Has anyone here actually read the book?

It's not exactly a page-turner.

[–] Vupware@lemmy.zip 7 points 15 hours ago

It is the book that completely changed the way I view literature. My favorite book of all time. It is beautiful, funny, bizarre, and tragic.

[–] jqubed@lemmy.world 12 points 17 hours ago (2 children)

It’s one of the very small number of books to defeat me. The narrative part was okay but every other chapter was full of wildly inaccurate “natural history” descriptions of whales and their lives and I just couldn’t take it.

[–] Not_mikey@lemmy.dbzer0.com 12 points 16 hours ago

wildly inaccurate "natural history"

If you consider the fact it was written in 1850 it is surprisingly accurate, like it was talking about whales eating giant squids a century before the scientific community accepted that.

Also the whale descriptions are the point, the book is about the enlightenment drive to understand and therefore master nature with Moby dick standing in as a refutation of that idea, being unconquerable no matter how much knowledge you have. Without the descriptions you could write off Ishmael and the crew as a bunch of idiots who just didn't have the know how to take down Moby dick.

[–] tomiant@piefed.social 11 points 17 hours ago

wildly inaccurate “natural history” descriptions of whales

ngl I think I might find that interesting...

[–] shittydwarf@piefed.social 6 points 17 hours ago

I was all aboard the Moby Dick train when I tried reading it, and yeah hundreds of pages about whale phlegm really did take the piss out of my vinegar

[–] UnderpantsWeevil@lemmy.world 4 points 16 hours ago

You need to get on board for what is, at its heart, a blog about being a whaler in the 19th century. The story isn't gripping in the sense of a two minute movie trailer, but it does draw you in and lead you to care about a bunch of the crew as it drags on. It is the quintessential "slow burn" novel.

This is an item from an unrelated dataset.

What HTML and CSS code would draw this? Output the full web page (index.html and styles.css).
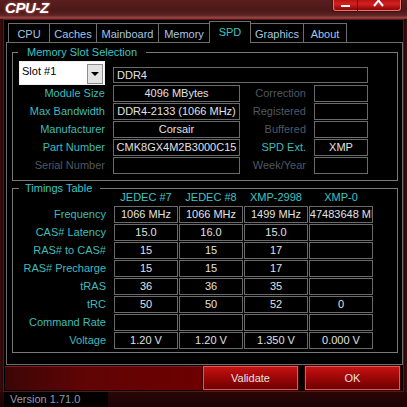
FILE: index.html
```html
<!DOCTYPE html>
<html>
<head>
<meta charset="utf-8">
<title>CPU-Z</title>
<link rel="stylesheet" href="styles.css">
</head>
<body>
<div class="window">
  <div class="titlebar">
    <span class="title">CPU-Z</span>
    <div class="caption">
      <div class="cbtn min"><span class="minbar"></span></div>
      <div class="cbtn close"><svg class="xglyph" width="12" height="8" viewBox="0 0 12 8"><path d="M1 -5 L10 6 M10 -5 L1 6" stroke="#ffffff" stroke-width="2" fill="none"/></svg></div>
    </div>
  </div>
  <div class="frame">
    <div class="tabs">
      <div class="tab t-cpu">CPU</div>
      <div class="tab t-caches">Caches</div>
      <div class="tab t-mainboard">Mainboard</div>
      <div class="tab t-memory">Memory</div>
      <div class="tab t-spd active">SPD</div>
      <div class="tab t-graphics">Graphics</div>
      <div class="tab t-about">About</div>
    </div>
    <div class="panel">
      <div class="group g-slot">
        <div class="gtitle gt-slot">Memory Slot Selection</div>
        <div class="slot-grid">
          <div class="combo"><span class="combo-text">Slot #1</span><span class="combo-btn"><span class="tri"></span></span></div>
          <div class="val ddr">DDR4</div>
          <div class="lbl">Module Size</div><div class="val">4096 MBytes</div><div class="lbl dim">Correction</div><div class="val"></div>
          <div class="lbl">Max Bandwidth</div><div class="val">DDR4-2133 (1066 MHz)</div><div class="lbl dim">Registered</div><div class="val"></div>
          <div class="lbl">Manufacturer</div><div class="val">Corsair</div><div class="lbl dim">Buffered</div><div class="val"></div>
          <div class="lbl">Part Number</div><div class="val">CMK8GX4M2B3000C15</div><div class="lbl">SPD Ext.</div><div class="val">XMP</div>
          <div class="lbl dim">Serial Number</div><div class="val"></div><div class="lbl dim">Week/Year</div><div class="val"></div>
        </div>
      </div>
      <div class="group g-tim">
        <div class="gtitle gt-tim">Timings Table</div>
        <div class="tim-grid">
          <div class="lbl"></div><div class="hdr">JEDEC #7</div><div class="hdr">JEDEC #8</div><div class="hdr">XMP-2998</div><div class="hdr">XMP-0</div>
          <div class="lbl">Frequency</div><div class="val">1066 MHz</div><div class="val">1066 MHz</div><div class="val">1499 MHz</div><div class="val"><span>2147483648 MHz</span></div>
          <div class="lbl">CAS# Latency</div><div class="val">15.0</div><div class="val">16.0</div><div class="val">15.0</div><div class="val"></div>
          <div class="lbl">RAS# to CAS#</div><div class="val">15</div><div class="val">15</div><div class="val">17</div><div class="val"></div>
          <div class="lbl">RAS# Precharge</div><div class="val">15</div><div class="val">15</div><div class="val">17</div><div class="val"></div>
          <div class="lbl">tRAS</div><div class="val">36</div><div class="val">36</div><div class="val">35</div><div class="val"></div>
          <div class="lbl">tRC</div><div class="val">50</div><div class="val">50</div><div class="val">52</div><div class="val">0</div>
          <div class="lbl">Command Rate</div><div class="val"></div><div class="val"></div><div class="val"></div><div class="val"></div>
          <div class="lbl">Voltage</div><div class="val">1.20 V</div><div class="val">1.20 V</div><div class="val">1.350 V</div><div class="val">0.000 V</div>
        </div>
      </div>
    </div>
    <div class="bottom">
      <div class="band"></div>
      <div class="btn b-validate">Validate</div>
      <div class="btn b-ok">OK</div>
    </div>
  </div>
  <div class="status"><span class="version">Version 1.71.0</span><span class="status-rest"></span></div>
</div>
</body>
</html>
```
FILE: styles.css
```css
* { box-sizing: border-box; }
html, body { margin: 0; padding: 0; }
body {
  width: 407px;
  height: 407px;
  overflow: hidden;
  background: #1c0505;
  font-family: "Liberation Sans", Arial, sans-serif;
  font-size: 11px;
}
.window {
  width: 407px;
  height: 407px;
  display: flex;
  flex-direction: column;
  background: linear-gradient(90deg, #3a0c0c 0, #230606 4px, #230606 403px, #3a0c0c 407px);
}

/* title bar */
.titlebar {
  height: 19px;
  flex: none;
  display: flex;
  justify-content: space-between;
  align-items: flex-start;
  background: linear-gradient(180deg, #5a1e1e 0, #4c1818 60%, #5e2424 85%, #a04a4a 100%);
  border-bottom: 1px solid #8a3636;
  padding-left: 5px;
}
.title {
  color: #ffffff;
  font-weight: bold;
  font-style: italic;
  font-size: 15px;
  line-height: 16px;
  letter-spacing: -0.4px;
  margin-top: 0;
  text-shadow: 0 0 3px #c06060;
}
.caption {
  display: flex;
  margin-right: 6px;
  margin-top: -2px;
}
.cbtn {
  height: 13px;
  border: 1px solid #e07a7a;
  border-top: none;
  background: linear-gradient(180deg, #a80e0e, #d42020 50%, #8a0606);
  box-shadow: 0 0 0 1px #4a0a0a;
  display: flex;
  justify-content: center;
  align-items: flex-end;
}
.min { width: 25px; border-radius: 0 0 0 3px; padding-bottom: 3px; }
.close { width: 43px; border-left: none; border-radius: 0 0 3px 0; align-items: flex-start; padding-top: 2px; }
.minbar { width: 9px; height: 2px; background: #ffffff; }
.xglyph { display: block; }

/* frame */
.frame {
  flex: none;
  height: 373px;
  margin: 0 3px;
  border: 1px solid #5c1616;
  background: #000000;
  display: flex;
  flex-direction: column;
}
.tabs {
  flex: none;
  height: 21px;
  margin: 1px 0 0 4px;
  display: flex;
  align-items: flex-end;
  position: relative;
  z-index: 1;
}
.tab {
  height: 19px;
  border: 1px solid #6e6e6e;
  border-bottom: none;
  color: #a6c6e4;
  text-align: center;
  line-height: 16px;
  padding-top: 2px;
  margin-left: -1px;
  background: #000000;
}
.tab:first-child { margin-left: 0; }
.tab.active {
  height: 22px;
  margin-bottom: -1px;
  color: #3cc4c4;
  padding-top: 2px;
  position: relative;
}
.t-cpu { width: 42px; }
.t-caches { width: 48px; }
.t-mainboard { width: 63px; }
.t-memory { width: 52px; }
.t-spd { width: 42px; }
.t-graphics { width: 54px; }
.t-about { width: 44px; }

.panel {
  flex: none;
  height: 323px;
  margin-left: 2px;
  border: 1px solid #6e6e6e;
  padding: 9px 4px 0 5px;
}

.group {
  width: 386px;
  border: 1px solid #7a7a7a;
}
.gtitle {
  width: max-content;
  line-height: 13px;
  margin-top: -7px;
  background: #000000;
  color: #3cc4c4;
}
.gt-slot { margin-left: 5px; padding: 0 9px; }
.gt-tim { margin-left: 6px; padding: 0 8px 0 6px; margin-bottom: -5px; }

.g-slot { padding-bottom: 6px; }
.g-tim { margin-top: 7px; padding-bottom: 3px; }

.lbl {
  color: #3cbcbc;
  text-align: right;
  line-height: 17px;
  white-space: nowrap;
}
.lbl.dim { color: #4e5864; }

.val {
  height: 17px;
  border: 1px solid #6a6a6a;
  color: #e2e2e2;
  display: flex;
  justify-content: center;
  align-items: center;
  white-space: nowrap;
  overflow: hidden;
  line-height: 15px;
}
.val span { flex: none; }

.slot-grid {
  margin-top: 2px;
  display: grid;
  grid-template-columns: 92px 127px 58px 54px;
  grid-template-rows: 23px repeat(5, 17px);
  column-gap: 8px;
  row-gap: 1px;
}
.slot-grid .lbl { padding-right: 0; }
.combo {
  margin-left: 6px;
  width: 86px;
  height: 24px;
  background: #ffffff;
  border: 1px solid #f0f0f0;
  display: flex;
  align-items: flex-start;
  justify-content: space-between;
  padding: 1px 1px 0 2px;
}
.combo-text {
  color: #000000;
  line-height: 14px;
  padding-top: 1px;
}
.combo-btn {
  width: 16px;
  height: 20px;
  margin-top: 1px;
  background: #e4e4e4;
  border: 1px solid #8c8c8c;
  display: flex;
  justify-content: center;
  align-items: center;
}
.tri {
  width: 0;
  height: 0;
  border-left: 4px solid transparent;
  border-right: 4px solid transparent;
  border-top: 4px solid #000000;
}
.ddr {
  grid-column: 2 / 5;
  height: 16px;
  align-self: end;
  margin-bottom: 1px;
  justify-content: flex-start;
  padding-left: 3px;
}

.tim-grid {
  display: grid;
  grid-template-columns: 100px 64px 64px 64px 64px;
  grid-template-rows: 15px repeat(8, 17px);
  row-gap: 1px;
  column-gap: 1px;
}
.tim-grid .lbl { padding-right: 8px; margin-right: -1px; }
.hdr {
  color: #3cc4c4;
  text-align: center;
  line-height: 15px;
  white-space: nowrap;
}

/* bottom buttons */
.bottom {
  flex: none;
  height: 26px;
  margin-top: 0;
  display: flex;
  align-items: flex-start;
  padding-top: 1px;
}
.band {
  width: 198px;
  height: 24px;
  margin-left: 1px;
  background: linear-gradient(90deg, #3c0606 0, #600404 40%, #6e0000 100%);
  border-top: 1px solid #7a2020;
}
.btn {
  width: 95px;
  height: 24px;
  border: 1px solid #d06060;
  box-shadow: 0 0 0 1px #3a0000;
  background: linear-gradient(180deg, #c41414 0, #a40808 40%, #6e0000 100%);
  color: #e4e4e4;
  text-align: center;
  line-height: 22px;
}
.b-validate { margin-left: 0; }
.b-ok { margin-left: 7px; }

/* status */
.status {
  flex: 1;
  display: flex;
  background: linear-gradient(180deg, #2a0606, #1a0303);
}
.version {
  margin-left: 4px;
  width: 104px;
  background: #050000;
  color: #8a9cb0;
  padding-left: 6px;
  line-height: 15px;
}
.status-rest { flex: 1; }
```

But it isn't even the worst on that front. Any Brian Sanderson novel is going to have a similar "omg, is this going anywhere? And why won't they just kiss already? Damn, now I know entirely too much about an obscure ~~magic system~~ methodology of turning whale cum into lighter fluid" element.

One book I could argue genuinely reads better on audiobook when you're stuck in traffic for two hours a day.

[–] lagoon8622@sh.itjust.works 3 points 16 hours ago

It is a page-turner; in fact it's a banger. It's an incredible book

[–] antonim@lemmy.dbzer0.com 2 points 17 hours ago

Yes. It's probably my favourite book ever. No need for it to be a page-turner if each page is interesting by itself.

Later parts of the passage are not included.